◆ WHAT IS ASKED:
Leave out the pictures and set down exactly the lines from the start of the listing through the one with "string; rows: Row[]", both included.

◆ SUPPLIED MATERIAL:

★ ★ ★ ★ ★ ★ ★

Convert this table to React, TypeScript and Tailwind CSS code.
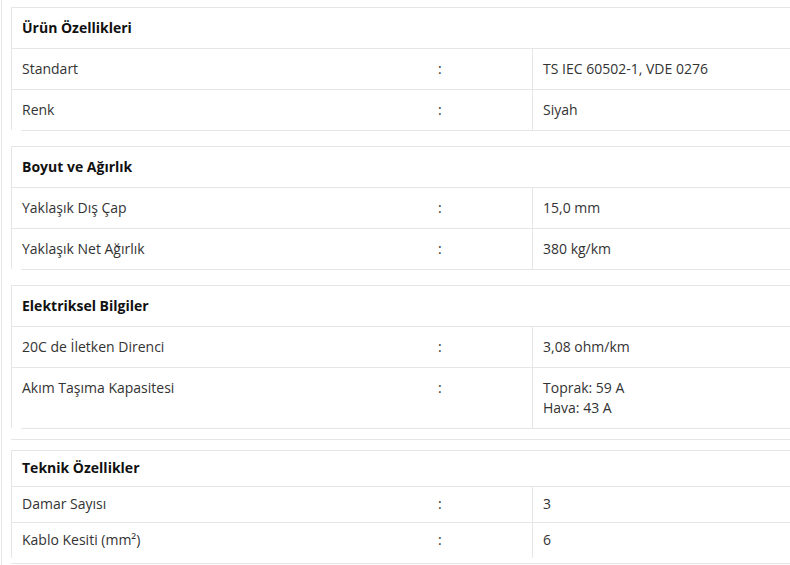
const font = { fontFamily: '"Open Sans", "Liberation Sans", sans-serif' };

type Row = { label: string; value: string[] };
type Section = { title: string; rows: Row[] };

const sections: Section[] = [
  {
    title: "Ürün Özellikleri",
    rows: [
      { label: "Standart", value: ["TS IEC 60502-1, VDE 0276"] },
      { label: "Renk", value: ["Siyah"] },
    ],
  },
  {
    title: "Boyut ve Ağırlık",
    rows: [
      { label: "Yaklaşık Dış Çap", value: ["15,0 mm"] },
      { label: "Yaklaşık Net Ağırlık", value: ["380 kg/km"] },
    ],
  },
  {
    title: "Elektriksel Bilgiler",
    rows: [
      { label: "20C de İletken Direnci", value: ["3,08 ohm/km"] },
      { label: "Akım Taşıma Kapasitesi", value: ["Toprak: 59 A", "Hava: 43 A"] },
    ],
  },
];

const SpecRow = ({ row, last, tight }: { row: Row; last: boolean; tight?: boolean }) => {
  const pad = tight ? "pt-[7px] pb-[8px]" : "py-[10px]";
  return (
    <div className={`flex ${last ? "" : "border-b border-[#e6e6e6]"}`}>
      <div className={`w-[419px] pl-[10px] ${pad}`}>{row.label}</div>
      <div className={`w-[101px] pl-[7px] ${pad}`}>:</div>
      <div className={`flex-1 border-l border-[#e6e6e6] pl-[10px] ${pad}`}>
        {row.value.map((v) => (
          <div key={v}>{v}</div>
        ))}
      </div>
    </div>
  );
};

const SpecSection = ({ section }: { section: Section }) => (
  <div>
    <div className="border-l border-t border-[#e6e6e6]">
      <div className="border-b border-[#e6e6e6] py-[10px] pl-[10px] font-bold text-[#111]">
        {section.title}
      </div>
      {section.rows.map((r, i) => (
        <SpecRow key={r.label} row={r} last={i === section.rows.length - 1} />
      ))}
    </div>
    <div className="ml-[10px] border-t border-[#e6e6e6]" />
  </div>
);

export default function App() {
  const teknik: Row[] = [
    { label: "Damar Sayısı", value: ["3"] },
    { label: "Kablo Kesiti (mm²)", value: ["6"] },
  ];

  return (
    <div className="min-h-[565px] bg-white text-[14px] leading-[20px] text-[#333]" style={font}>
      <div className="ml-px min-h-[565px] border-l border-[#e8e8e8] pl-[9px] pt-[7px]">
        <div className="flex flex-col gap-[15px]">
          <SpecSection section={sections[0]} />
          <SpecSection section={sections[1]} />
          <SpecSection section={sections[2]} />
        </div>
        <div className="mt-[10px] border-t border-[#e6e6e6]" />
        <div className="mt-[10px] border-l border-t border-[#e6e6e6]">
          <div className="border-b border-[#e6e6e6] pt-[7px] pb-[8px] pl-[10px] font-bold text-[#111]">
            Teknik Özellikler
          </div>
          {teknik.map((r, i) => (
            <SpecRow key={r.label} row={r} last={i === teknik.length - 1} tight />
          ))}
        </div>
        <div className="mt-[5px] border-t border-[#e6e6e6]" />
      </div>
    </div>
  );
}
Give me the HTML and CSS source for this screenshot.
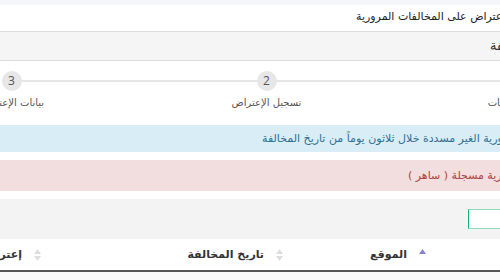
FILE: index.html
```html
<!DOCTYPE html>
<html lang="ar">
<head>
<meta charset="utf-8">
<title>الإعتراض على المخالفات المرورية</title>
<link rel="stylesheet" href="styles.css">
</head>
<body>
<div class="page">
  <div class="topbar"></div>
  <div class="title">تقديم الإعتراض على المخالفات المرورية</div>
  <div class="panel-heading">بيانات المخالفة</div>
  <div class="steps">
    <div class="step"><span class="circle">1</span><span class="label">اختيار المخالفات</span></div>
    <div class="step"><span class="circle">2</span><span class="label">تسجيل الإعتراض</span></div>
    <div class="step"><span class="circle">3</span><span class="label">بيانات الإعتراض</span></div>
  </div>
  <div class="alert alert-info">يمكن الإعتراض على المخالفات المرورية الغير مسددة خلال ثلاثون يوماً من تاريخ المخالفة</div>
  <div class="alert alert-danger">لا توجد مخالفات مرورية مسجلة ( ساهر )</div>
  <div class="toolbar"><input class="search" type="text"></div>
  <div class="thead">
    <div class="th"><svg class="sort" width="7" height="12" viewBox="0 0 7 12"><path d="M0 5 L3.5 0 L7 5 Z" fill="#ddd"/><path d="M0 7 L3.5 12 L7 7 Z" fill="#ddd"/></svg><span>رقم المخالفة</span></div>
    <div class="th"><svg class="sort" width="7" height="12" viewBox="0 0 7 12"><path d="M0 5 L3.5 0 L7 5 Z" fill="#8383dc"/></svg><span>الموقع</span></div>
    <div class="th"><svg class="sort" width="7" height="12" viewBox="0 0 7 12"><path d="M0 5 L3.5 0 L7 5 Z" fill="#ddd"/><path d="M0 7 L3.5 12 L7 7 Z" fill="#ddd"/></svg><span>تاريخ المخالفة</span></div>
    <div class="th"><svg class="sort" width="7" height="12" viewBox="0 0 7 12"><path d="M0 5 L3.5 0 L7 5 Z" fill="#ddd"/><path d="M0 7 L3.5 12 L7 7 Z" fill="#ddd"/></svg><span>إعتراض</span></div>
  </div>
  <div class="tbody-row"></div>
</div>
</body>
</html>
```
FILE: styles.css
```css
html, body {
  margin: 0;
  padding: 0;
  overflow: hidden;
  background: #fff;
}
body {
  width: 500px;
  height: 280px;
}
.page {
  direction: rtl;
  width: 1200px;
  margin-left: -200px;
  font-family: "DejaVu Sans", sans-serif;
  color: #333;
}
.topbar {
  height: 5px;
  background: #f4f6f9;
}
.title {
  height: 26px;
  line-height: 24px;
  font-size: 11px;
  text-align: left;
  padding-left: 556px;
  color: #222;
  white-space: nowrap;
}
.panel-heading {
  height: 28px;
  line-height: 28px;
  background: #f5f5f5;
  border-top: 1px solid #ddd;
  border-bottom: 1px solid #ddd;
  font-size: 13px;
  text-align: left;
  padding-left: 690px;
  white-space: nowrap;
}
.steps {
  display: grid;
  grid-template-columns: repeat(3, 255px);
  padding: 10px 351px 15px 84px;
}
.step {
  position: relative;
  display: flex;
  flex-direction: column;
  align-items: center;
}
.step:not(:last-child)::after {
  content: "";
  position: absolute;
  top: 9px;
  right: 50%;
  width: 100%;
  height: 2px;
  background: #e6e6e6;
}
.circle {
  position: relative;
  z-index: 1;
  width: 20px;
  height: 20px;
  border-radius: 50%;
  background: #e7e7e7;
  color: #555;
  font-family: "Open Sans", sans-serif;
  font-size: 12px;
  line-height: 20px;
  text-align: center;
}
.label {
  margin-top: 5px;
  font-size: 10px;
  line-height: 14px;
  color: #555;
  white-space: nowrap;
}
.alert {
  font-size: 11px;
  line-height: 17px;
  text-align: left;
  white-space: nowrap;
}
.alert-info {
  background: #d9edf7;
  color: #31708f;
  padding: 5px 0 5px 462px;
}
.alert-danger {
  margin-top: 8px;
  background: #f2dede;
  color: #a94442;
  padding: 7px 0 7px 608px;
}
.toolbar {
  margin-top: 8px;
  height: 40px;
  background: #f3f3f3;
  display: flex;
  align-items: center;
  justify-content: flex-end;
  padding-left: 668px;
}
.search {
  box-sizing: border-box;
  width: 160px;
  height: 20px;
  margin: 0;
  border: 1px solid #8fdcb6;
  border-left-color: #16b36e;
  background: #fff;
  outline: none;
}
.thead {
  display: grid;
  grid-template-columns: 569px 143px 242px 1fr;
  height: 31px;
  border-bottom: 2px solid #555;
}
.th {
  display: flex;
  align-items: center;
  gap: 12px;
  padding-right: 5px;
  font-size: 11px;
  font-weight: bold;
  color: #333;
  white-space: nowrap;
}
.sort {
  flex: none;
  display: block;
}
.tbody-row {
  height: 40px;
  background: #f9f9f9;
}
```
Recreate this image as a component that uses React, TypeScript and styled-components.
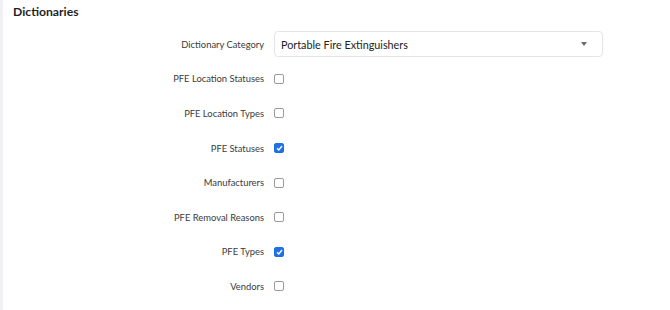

★ ★ ★ ★ ★ ★ ★

◆ CORRECT ANSWER:
Convert this table to React, TypeScript and Tailwind CSS code.
const font = { fontFamily: '"Open Sans", "Liberation Sans", sans-serif' };

type Row = { label: string; value: string[] };
type Section = { title: string; rows: Row[] };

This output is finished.